Data from recent studies suggests accounts posting 3 to 5 times daily achieve the highest median engagement per post. Below that range, you're leaving distribution opportunities on the table - the time-decay factor means a single post only covers one engagement window. But above that range, per-post engagement drops as the algorithm penalizes high volume with low per-post engagement rates.
The ideal approach: post 3 to 5 times per day, spaced at least 2 hours apart. This hits multiple audience activity peaks, gives the algorithm more opportunities to find content that resonates, and avoids the self-cannibalization problem of posting too frequently within a short window. Quality always wins over volume - a pattern of low-engagement posts actively trains the algorithm to expect poor performance from your account.
What Kills Your Reach (The Negative Signals)
Understanding what suppresses reach is just as important as understanding what boosts it. The algorithm is designed to minimize content that users actively dislike, and negative signals are dramatically over-weighted relative to positive ones.
Things that tank your algorithmic distribution:
- Getting muted or blocked: Each one is a direct TweepCred hit. Repeated mutes can put your account in a low-distribution category regardless of content quality.

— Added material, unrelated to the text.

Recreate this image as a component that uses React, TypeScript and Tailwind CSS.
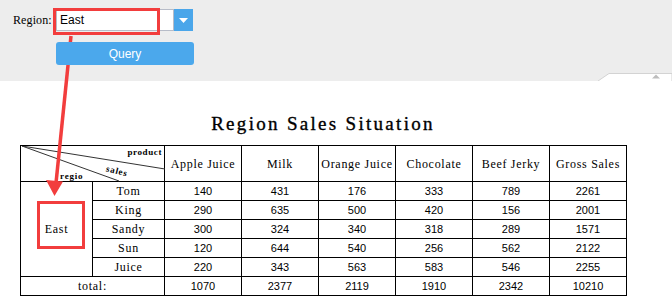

- "Not Interested" clicks on your posts: These tell the algorithm to reduce distribution of your content to similar users. A cluster of these on a particular content type is a signal to stop posting that type.
- External links in main posts: Actively suppressed. Put them in replies.

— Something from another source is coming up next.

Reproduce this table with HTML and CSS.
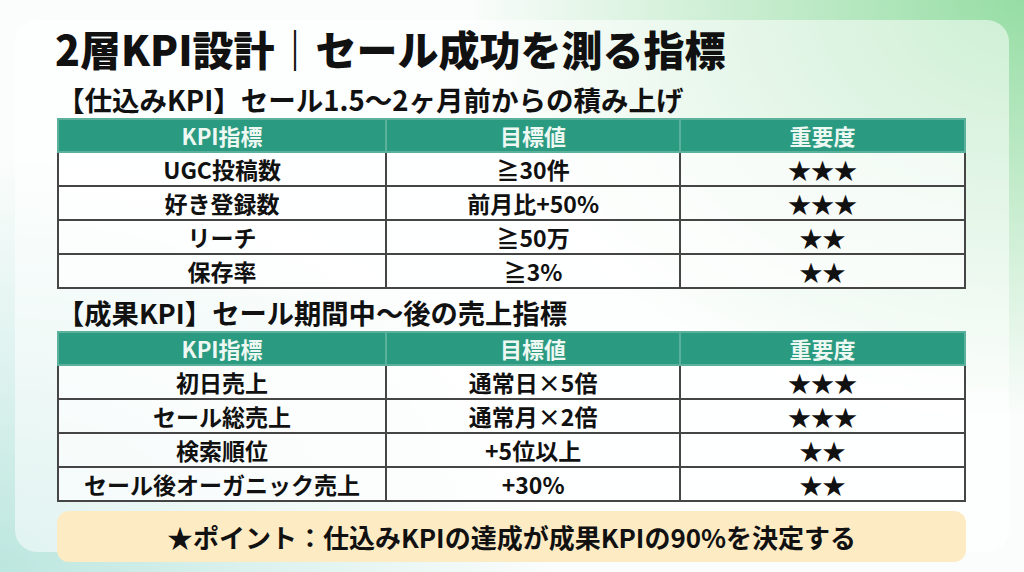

- Engagement bait: The algorithm has gotten better at detecting "like if you agree" and similar low-effort engagement tactics. These get suppressed.
- Inconsistent posting: Algorithms favor active accounts. Long gaps between posts reduce your baseline distribution.
- Posting off-topic content: Damages your SimClusters profile and confuses the algorithm's model of who should see your content.
The overarching pattern here is that the algorithm is optimizing for session quality - it wants users to stay on the platform and have positive experiences. Content that causes people to leave, disengage, or actively signal dissatisfaction is exactly what the system is designed to reduce. Build content that makes people want to stay in the conversation, and you're aligned with the algorithm's actual goal.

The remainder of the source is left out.